AIM: Write the data out again exactly, dropping any images it holds.

GIVEN INFORMATION:
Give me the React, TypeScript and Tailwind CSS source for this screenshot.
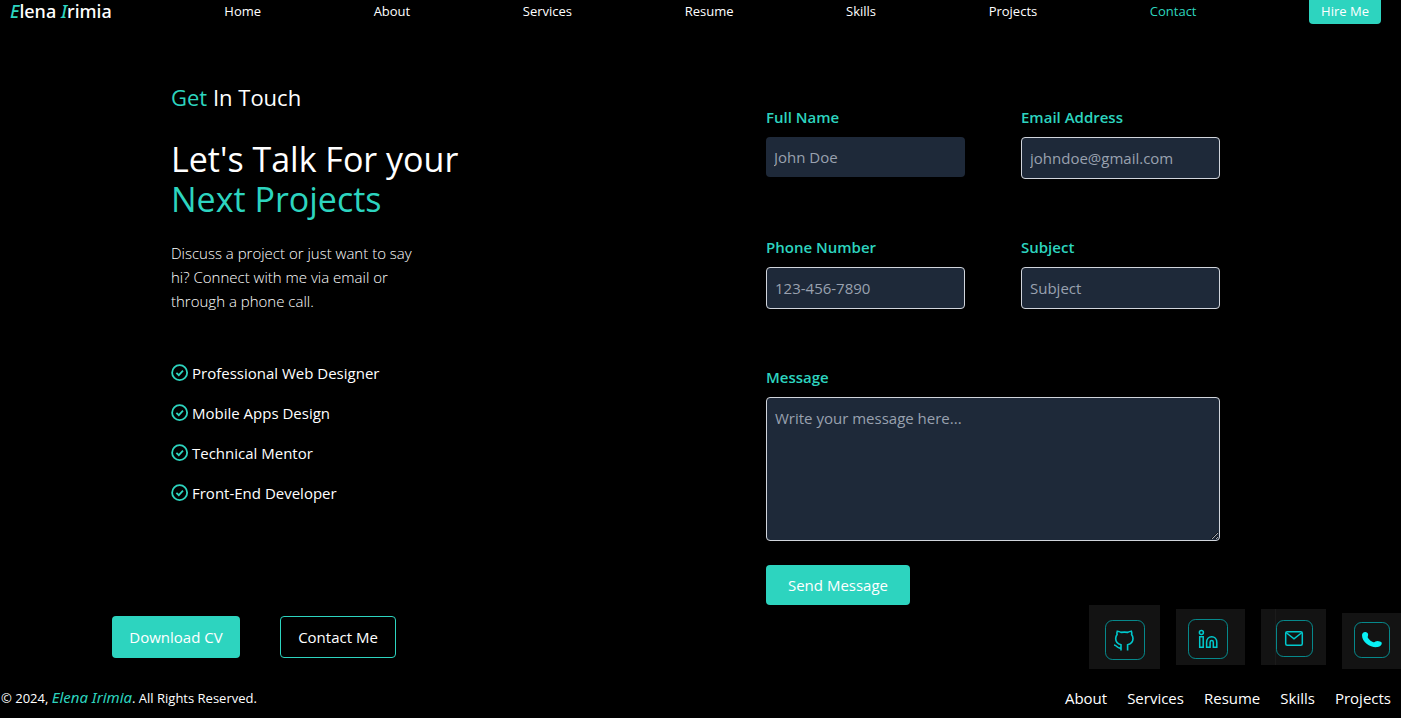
import type { ReactNode } from "react";

const navLinks = ["Home", "About", "Services", "Resume", "Skills", "Projects", "Contact"];
const footerLinks = ["About", "Services", "Resume", "Skills", "Projects"];
const strengths = [
  "Professional Web Designer",
  "Mobile Apps Design",
  "Technical Mentor",
  "Front-End Developer",
];

const labelClass = "block font-semibold text-[#2dd4bf]";
const fieldClass =
  "mt-2 block w-full rounded border-gray-300 bg-gray-800 p-2 leading-6 text-white placeholder:text-gray-400";

function CheckCircle() {
  return (
    <svg className="size-[18px] shrink-0 text-[#2dd4bf]" viewBox="0 0 24 24" fill="none" stroke="currentColor" strokeWidth="2.4" aria-hidden="true">
      <circle cx="11.5" cy="11.5" r="10" />
      <path d="M7.2 11.7l3.200 3.100 5.600-5.900" />
    </svg>
  );
}

function Field({ id, label, type, placeholder, bordered = true }: {
  id: string;
  label: string;
  type: string;
  placeholder: string;
  bordered?: boolean;
}) {
  return (
    <div>
      <label htmlFor={id} className={labelClass}>{label}</label>
      <input id={id} type={type} placeholder={placeholder} className={`${fieldClass} ${bordered ? "border" : "border-0"}`} />
    </div>
  );
}

function SocialLink({ label, className, children }: { label: string; className: string; children: ReactNode }) {
  return (
    <a href="#" aria-label={label} className={`flex shrink-0 bg-[#131313] ${className}`}>
      {children}
    </a>
  );
}

export default function App() {
  return (
    <div className="min-h-screen bg-black font-['Segoe_UI','Open_Sans',sans-serif] text-[15px] leading-6 text-white">
      <header>
        <nav className="flex items-start justify-between pr-5 pl-[10px] text-[13px] leading-[22px]">
          <a href="#" className="font-['Comic_Sans_MS','Noto_Sans',sans-serif] text-[18px] font-medium leading-[22px]">
            <span className="italic text-[#2dd4bf]">E</span>lena{" "}
            <span className="italic text-[#2dd4bf]">I</span>rimia
          </a>
          {navLinks.map((link) => (
            <a key={link} href="#" className={link === "Contact" ? "text-[#2dd4bf]" : ""}>{link}</a>
          ))}
          <button type="button" className="rounded-b bg-[#2dd4bf] px-3 pb-[2px]">Hire Me</button>
        </nav>
      </header>

      <main>
        <section className="flex justify-between pt-[57px] pr-[181px] pl-[171px]">
          <div>
            <h2 className="text-[22px] leading-8"><span className="text-[#2dd4bf]">Get</span> In Touch</h2>
            <h1 className="mt-[26px] text-[34px] leading-10">
              Let&apos;s Talk For your
              <br />
              <span className="text-[#2dd4bf]">Next Projects</span>
            </h1>
            <p className="mt-[22px] w-64 font-light">
              Discuss a project or just want to say hi? Connect with me via email or through a phone call.
            </p>
            <ul className="mt-12 flex flex-col gap-4">
              {strengths.map((item) => (
                <li key={item} className="flex items-center gap-[3px]"><CheckCircle />{item}</li>
              ))}
            </ul>
          </div>

          <form className="w-[454px] pt-6">
            <div className="grid grid-cols-2 gap-14">
              <Field id="name" label="Full Name" type="text" placeholder="John Doe" bordered={false} />
              <Field id="email" label="Email Address" type="email" placeholder="johndoe@gmail.com" />
              <Field id="phone" label="Phone Number" type="tel" placeholder="123-456-7890" />
              <Field id="subject" label="Subject" type="text" placeholder="Subject" />
              <div className="col-span-2">
                <label htmlFor="message" className={labelClass}>Message</label>
                <textarea id="message" placeholder="Write your message here..." className={`${fieldClass} h-36 border`} />
              </div>
            </div>
            <button type="submit" className="mt-6 h-10 w-36 rounded bg-[#2dd4bf]">Send Message</button>
          </form>
        </section>

        <div className="flex items-start justify-between">
          <div className="flex gap-10 pt-[11px] pl-28">
            <button type="button" className="h-[42px] w-32 rounded bg-[#2dd4bf]">Download CV</button>
            <button type="button" className="h-[42px] w-[116px] rounded border border-[#2dd4bf]">Contact Me</button>
          </div>
          <div className="flex h-16 items-center gap-4">
            <SocialLink label="GitHub" className="h-16 w-[71px] pt-[15px] pl-4">
              <svg className="size-10" viewBox="0 0 40 40" fill="none" stroke="#00c8cc" aria-hidden="true">
                <rect x=".5" y=".5" width="39" height="39" rx="7" strokeOpacity=".65" />
                <path strokeWidth="1.6" d="M16 30.500v-5.700c-3.400-.9-5.300-3.300-5.300-6.300 0-1.700.5-3 1.400-4.100-.4-1.100-.2-2.300.2-3.200 1.300.1 2.600.5 3.700 1.200 2.200-.4 4.500-.4 6.700 0 1.100-.7 2.400-1.100 3.700-1.200.4.9.6 2.100.2 3.200.9 1.100 1.400 2.400 1.400 4.100 0 3-2 5.400-5.400 6.300v5.700M16 28c-4 1-4-2.900-7-3" />
              </svg>
            </SocialLink>
            <SocialLink label="LinkedIn" className="h-14 w-[69px] pt-[10px] pl-3">
              <svg className="size-10" viewBox="0 0 40 40" fill="none" stroke="#00c8cc" aria-hidden="true">
                <rect x=".5" y=".5" width="39" height="39" rx="7" strokeOpacity=".65" />
                <circle cx="13.4" cy="13.4" r="2" strokeWidth="1.5" />
                <path strokeWidth="1.5" d="M11.7 17.700h3.500v10.600h-3.500zM18.600 28.300v-5c0-3.400 2.200-5.600 5.100-5.600s5.100 2.200 5.100 5.600v5h-3.500v-5c0-2.300-3.200-2.300-3.200 0v5z" />
              </svg>
            </SocialLink>
            <SocialLink label="Email" className="h-14 w-[65px]">
              <span className="w-[15px] border-r border-[#1b1b1b]" />
              <svg className="mt-[11px] size-[37px]" viewBox="0 0 37 37" fill="none" stroke="#00c8cc" aria-hidden="true">
                <rect x=".5" y=".5" width="36" height="36" rx="7" strokeOpacity=".65" />
                <rect x="9.7" y="11.7" width="16.6" height="13.6" rx="1.5" strokeWidth="1.5" />
                <path strokeWidth="1.5" d="M10 12.500l8 6.400 8-6.400" />
              </svg>
            </SocialLink>
            <SocialLink label="Phone" className="mt-2 h-14 w-[59px] pt-[9px] pl-3">
              <svg className="size-9" viewBox="0 0 36 36" fill="none" aria-hidden="true">
                <rect x=".5" y=".5" width="35" height="35" rx="7" stroke="#00c8cc" strokeOpacity=".65" />
                <path fill="#08f0f4" d="M8 13.200c0-2 1.500-3.400 3.600-3.200 2 .2 3 2 2.400 3.800-.4 1.100-.4 1.600.2 2.500 1.400 2 3.100 3.200 5.200 3.900.9.300 1.400.1 2-.6 1.600-1.500 5.200-.4 6.400 1.100.2 1.900-1.600 3.700-4.100 4.300-6.500 1.100-15.700-4.400-15.700-11.800z" />
              </svg>
            </SocialLink>
          </div>
        </div>
      </main>

      <footer className="flex items-center justify-between pt-4 pr-[10px] pl-px">
        <p className="text-[13px]">
          © 2024,{" "}
          <span className="font-['Comic_Sans_MS','Noto_Sans',sans-serif] text-[15px] italic text-[#2dd4bf]">Elena Irimia</span>
          . All Rights Reserved.
        </p>
        <nav className="flex gap-5">
          {footerLinks.map((link) => <a key={link} href="#">{link}</a>)}
        </nav>
      </footer>
    </div>
  );
}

TASK RESPONSE:
Give me the React, TypeScript and Tailwind CSS source for this screenshot.
import type { ReactNode } from "react";

const navLinks = ["Home", "About", "Services", "Resume", "Skills", "Projects", "Contact"];
const footerLinks = ["About", "Services", "Resume", "Skills", "Projects"];
const strengths = [
  "Professional Web Designer",
  "Mobile Apps Design",
  "Technical Mentor",
  "Front-End Developer",
];

const labelClass = "block font-semibold text-[#2dd4bf]";
const fieldClass =
  "mt-2 block w-full rounded border-gray-300 bg-gray-800 p-2 leading-6 text-white placeholder:text-gray-400";

function CheckCircle() {
  return (
    <svg className="size-[18px] shrink-0 text-[#2dd4bf]" viewBox="0 0 24 24" fill="none" stroke="currentColor" strokeWidth="2.4" aria-hidden="true">
      <circle cx="11.5" cy="11.5" r="10" />
      <path d="M7.2 11.7l3.200 3.100 5.600-5.900" />
    </svg>
  );
}

function Field({ id, label, type, placeholder, bordered = true }: {
  id: string;
  label: string;
  type: string;
  placeholder: string;
  bordered?: boolean;
}) {
  return (
    <div>
      <label htmlFor={id} className={labelClass}>{label}</label>
      <input id={id} type={type} placeholder={placeholder} className={`${fieldClass} ${bordered ? "border" : "border-0"}`} />
    </div>
  );
}

function SocialLink({ label, className, children }: { label: string; className: string; children: ReactNode }) {
  return (
    <a href="#" aria-label={label} className={`flex shrink-0 bg-[#131313] ${className}`}>
      {children}
    </a>
  );
}

export default function App() {
  return (
    <div className="min-h-screen bg-black font-['Segoe_UI','Open_Sans',sans-serif] text-[15px] leading-6 text-white">
      <header>
        <nav className="flex items-start justify-between pr-5 pl-[10px] text-[13px] leading-[22px]">
          <a href="#" className="font-['Comic_Sans_MS','Noto_Sans',sans-serif] text-[18px] font-medium leading-[22px]">
            <span className="italic text-[#2dd4bf]">E</span>lena{" "}
            <span className="italic text-[#2dd4bf]">I</span>rimia
          </a>
          {navLinks.map((link) => (
            <a key={link} href="#" className={link === "Contact" ? "text-[#2dd4bf]" : ""}>{link}</a>
          ))}
          <button type="button" className="rounded-b bg-[#2dd4bf] px-3 pb-[2px]">Hire Me</button>
        </nav>
      </header>

      <main>
        <section className="flex justify-between pt-[57px] pr-[181px] pl-[171px]">
          <div>
            <h2 className="text-[22px] leading-8"><span className="text-[#2dd4bf]">Get</span> In Touch</h2>
            <h1 className="mt-[26px] text-[34px] leading-10">
              Let&apos;s Talk For your
              <br />
              <span className="text-[#2dd4bf]">Next Projects</span>
            </h1>
            <p className="mt-[22px] w-64 font-light">
              Discuss a project or just want to say hi? Connect with me via email or through a phone call.
            </p>
            <ul className="mt-12 flex flex-col gap-4">
              {strengths.map((item) => (
                <li key={item} className="flex items-center gap-[3px]"><CheckCircle />{item}</li>
              ))}
            </ul>
          </div>

          <form className="w-[454px] pt-6">
            <div className="grid grid-cols-2 gap-14">
              <Field id="name" label="Full Name" type="text" placeholder="John Doe" bordered={false} />
              <Field id="email" label="Email Address" type="email" placeholder="johndoe@gmail.com" />
              <Field id="phone" label="Phone Number" type="tel" placeholder="123-456-7890" />
              <Field id="subject" label="Subject" type="text" placeholder="Subject" />
              <div className="col-span-2">
                <label htmlFor="message" className={labelClass}>Message</label>
                <textarea id="message" placeholder="Write your message here..." className={`${fieldClass} h-36 border`} />
              </div>
            </div>
            <button type="submit" className="mt-6 h-10 w-36 rounded bg-[#2dd4bf]">Send Message</button>
          </form>
        </section>

        <div className="flex items-start justify-between">
          <div className="flex gap-10 pt-[11px] pl-28">
            <button type="button" className="h-[42px] w-32 rounded bg-[#2dd4bf]">Download CV</button>
            <button type="button" className="h-[42px] w-[116px] rounded border border-[#2dd4bf]">Contact Me</button>
          </div>
          <div className="flex h-16 items-center gap-4">
            <SocialLink label="GitHub" className="h-16 w-[71px] pt-[15px] pl-4">
              <svg className="size-10" viewBox="0 0 40 40" fill="none" stroke="#00c8cc" aria-hidden="true">
                <rect x=".5" y=".5" width="39" height="39" rx="7" strokeOpacity=".65" />
                <path strokeWidth="1.6" d="M16 30.500v-5.700c-3.400-.9-5.300-3.300-5.300-6.300 0-1.700.5-3 1.400-4.100-.4-1.100-.2-2.300.2-3.200 1.300.1 2.600.5 3.700 1.200 2.200-.4 4.500-.4 6.700 0 1.100-.7 2.400-1.100 3.700-1.200.4.9.6 2.100.2 3.200.9 1.100 1.400 2.400 1.400 4.100 0 3-2 5.400-5.400 6.300v5.700M16 28c-4 1-4-2.900-7-3" />
              </svg>
            </SocialLink>
            <SocialLink label="LinkedIn" className="h-14 w-[69px] pt-[10px] pl-3">
              <svg className="size-10" viewBox="0 0 40 40" fill="none" stroke="#00c8cc" aria-hidden="true">
                <rect x=".5" y=".5" width="39" height="39" rx="7" strokeOpacity=".65" />
                <circle cx="13.4" cy="13.4" r="2" strokeWidth="1.5" />
                <path strokeWidth="1.5" d="M11.7 17.700h3.500v10.600h-3.500zM18.600 28.300v-5c0-3.400 2.200-5.600 5.100-5.600s5.100 2.200 5.100 5.600v5h-3.500v-5c0-2.300-3.200-2.300-3.200 0v5z" />
              </svg>
            </SocialLink>
            <SocialLink label="Email" className="h-14 w-[65px]">
              <span className="w-[15px] border-r border-[#1b1b1b]" />
              <svg className="mt-[11px] size-[37px]" viewBox="0 0 37 37" fill="none" stroke="#00c8cc" aria-hidden="true">
                <rect x=".5" y=".5" width="36" height="36" rx="7" strokeOpacity=".65" />
                <rect x="9.7" y="11.7" width="16.6" height="13.6" rx="1.5" strokeWidth="1.5" />
                <path strokeWidth="1.5" d="M10 12.500l8 6.400 8-6.400" />
              </svg>
            </SocialLink>
            <SocialLink label="Phone" className="mt-2 h-14 w-[59px] pt-[9px] pl-3">
              <svg className="size-9" viewBox="0 0 36 36" fill="none" aria-hidden="true">
                <rect x=".5" y=".5" width="35" height="35" rx="7" stroke="#00c8cc" strokeOpacity=".65" />
                <path fill="#08f0f4" d="M8 13.200c0-2 1.500-3.400 3.600-3.200 2 .2 3 2 2.400 3.800-.4 1.100-.4 1.600.2 2.500 1.400 2 3.100 3.200 5.200 3.900.9.300 1.400.1 2-.6 1.600-1.500 5.200-.4 6.400 1.100.2 1.900-1.600 3.700-4.100 4.300-6.500 1.100-15.700-4.400-15.700-11.800z" />
              </svg>
            </SocialLink>
          </div>
        </div>
      </main>

      <footer className="flex items-center justify-between pt-4 pr-[10px] pl-px">
        <p className="text-[13px]">
          © 2024,{" "}
          <span className="font-['Comic_Sans_MS','Noto_Sans',sans-serif] text-[15px] italic text-[#2dd4bf]">Elena Irimia</span>
          . All Rights Reserved.
        </p>
        <nav className="flex gap-5">
          {footerLinks.map((link) => <a key={link} href="#">{link}</a>)}
        </nav>
      </footer>
    </div>
  );
}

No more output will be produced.